I think you’re being difficult for the sake of being difficult. I am not a leet programmer and that is why I use python- it does everything for you very well and no more. If you want more “cruft” pip install cruft

2 comments

You might be surprised to see the quality of the docs in the Elixir world: https://hexdocs.pm/phoenix/Phoenix.html
That looks … like many Python projects? It's slightly prettier than the default Sphinx theme but I'm not seeing anything which wasn't common a decade or two back.
IMO part of the quality here is these docs are generated from comments in the code.
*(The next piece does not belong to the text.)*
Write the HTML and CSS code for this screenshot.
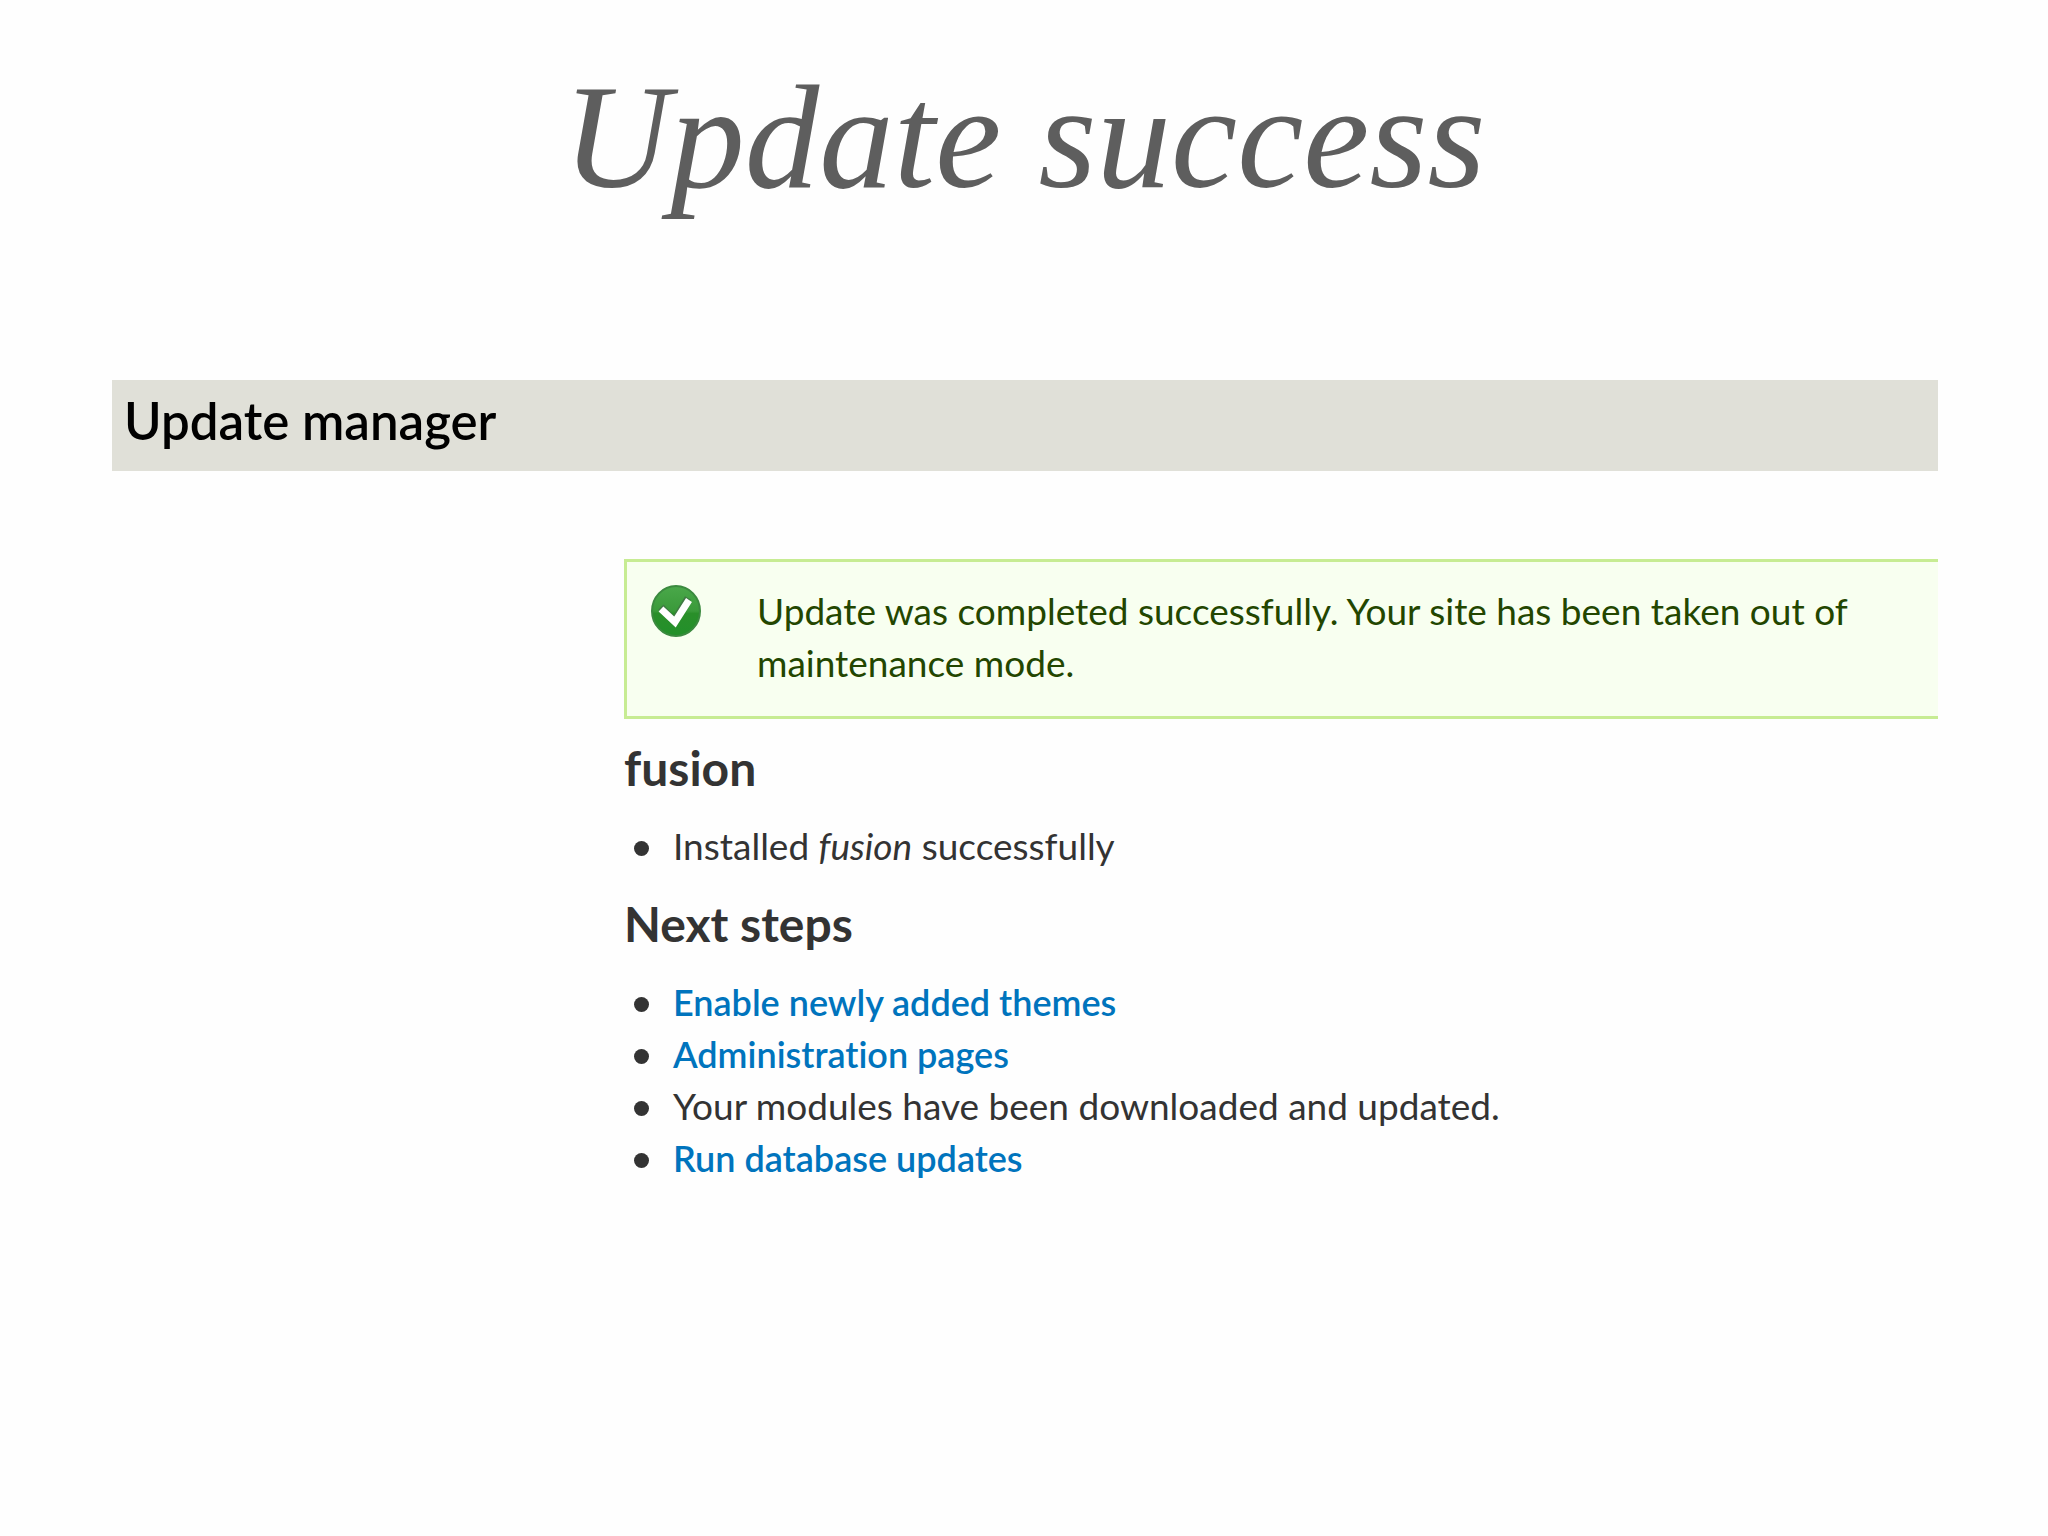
FILE: index.html
```html
<!DOCTYPE html>
<html lang="en">
<head>
<meta charset="utf-8">
<title>Update success</title>
<link rel="stylesheet" href="styles.css">
</head>
<body>
<h1 class="slide-title">Update success</h1>
<div id="page">
  <div id="branding">
    <h2 class="page-title">Update manager</h2>
  </div>
  <div id="content">
    <div class="messages">
      <svg class="ok" viewBox="0 0 52 54">
        <defs>
          <linearGradient id="green" x1="0" y1="0" x2="0" y2="1">
            <stop offset="0" stop-color="#4aa84a"/>
            <stop offset="0.5" stop-color="#3a9a3a"/>
            <stop offset="0.55" stop-color="#2a8f2a"/>
            <stop offset="1" stop-color="#22902a"/>
          </linearGradient>
        </defs>
        <ellipse cx="25" cy="26" rx="24" ry="25" fill="url(#green)" stroke="#3b8a3f" stroke-width="2"/>
        <path d="M10 22L23 36L37 13" fill="none" stroke="#3f7a43" stroke-width="7"/>
        <path d="M10 24L24 37L38 15" fill="none" stroke="#fff" stroke-width="7"/>
      </svg>
      <p>Update was completed successfully. Your site has been taken out of maintenance mode.</p>
    </div>
    <h3>fusion</h3>
    <ul>
      <li>Installed <em>fusion</em> successfully</li>
    </ul>
    <h3>Next steps</h3>
    <ul>
      <li><a href="#">Enable newly added themes</a></li>
      <li><a href="#">Administration pages</a></li>
      <li>Your modules have been downloaded and updated.</li>
      <li><a href="#">Run database updates</a></li>
    </ul>
  </div>
</div>
</body>
</html>
```
FILE: styles.css
```css
body {
	margin:0;
	background-color:#fefefe;
	color:#333;
	font-family:Lato, "Noto Sans", sans-serif;
	font-size:37px;
	font-variant-ligatures:none;
	line-height:52px;
}
h1, h2, h3, p, ul {
	margin:0;
	padding:0;
}
.slide-title {
	padding:47px 0 153px;
	color:#5e5e5e;
	font-family:"Liberation Serif", Georgia, serif;
	font-size:149px;
	font-style:italic;
	font-weight:normal;
	line-height:180px;
	text-align:center;
}
#page {
	margin:0 110px 0 112px;
}
#branding {
	padding:11px 12px 20px;
	background-color:#e0e0d8;
}
.page-title {
	color:#000;
	font-size:51px;
	font-weight:600;
	line-height:60px;
}
#content {
	margin:88px 0 0 512px;
}
.messages {
	display:flex;
	gap:54px;
	padding:23px 80px 27px 24px;
	border:3px solid #c7ec93;
	border-right:none;
	background-color:#f8fff0;
	color:#234600;
}
.messages .ok {
	flex:none;
	width:52px;
	height:54px;
}
#content h3 {
	margin:23px 0 26px;
	font-size:48px;
	font-weight:bold;
}
#content ul {
	margin-bottom:26px;
	list-style:none;
}
#content li {
	display:flex;
	align-items:center;
	white-space:pre;
}
#content li::before {
	content:"";
	width:15px;
	height:15px;
	margin:4px 24px 0 10px;
	border-radius:50%;
	background-color:#333;
}
#content a {
	color:#0074bd;
	font-size:36px;
	font-weight:600;
	text-decoration:none;
}
```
All you have to do is document your functions and modules properly, run a command, and you have an entire set of docs.

It reminds me a lot of JavaDocs, although I never used them extensively. I'm also not very aware of how documentation looks in the Python world.

Another interesting thing is the code examples. You write them in the comments as "Doc tests", and they are run and tested like normal tests. This means that all the code snippets are up to date with the latest version of the project (as long as you do test!).
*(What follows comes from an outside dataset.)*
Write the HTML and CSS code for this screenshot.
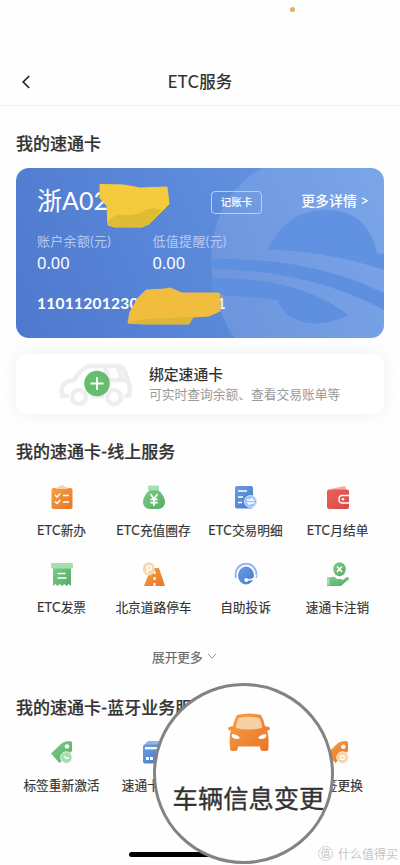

The best part, also imo of course, is that it all works out of the box.

That’s how it works in Python, too. You add text descriptions (docstrings), automatic documentation generated from function/class definitions (comments can add prose), and you can run doctests to test things like examples.

See e.g. https://www.sphinx-doc.org/en/master/index.html and https://docs.python.org/3/library/doctest.html

Very nice, I'm glad to see it elsewhere. Maybe Elixir even took inspiration (or it's just a plain good idea). I'm really surprised that I had never heard of or encountered it, maybe it's just an accepted part of the ecosystem so no one talks about it and/or I assumed everything was written manually. Also haven't used Python professionally which doesn't help.
Yeah, I don't care who came up with it first as much as it spreading widely. We waste far too much time on bad documentation as a field.
> I think you’re being difficult for the sake of being difficult.

Why? I was just trying to get something done that I've done in a variety of different languages already so there's a perfect comparison.

> I imagine a lot more than for Phoenix/elixir whatever that is.

I don't know how you manage to come to Hacker News often enough to find exactly my post to answer to but at the same time managed to have never heard about Phoenix/Elixir. What's the point of coming here if you're not interested in staying current in your field?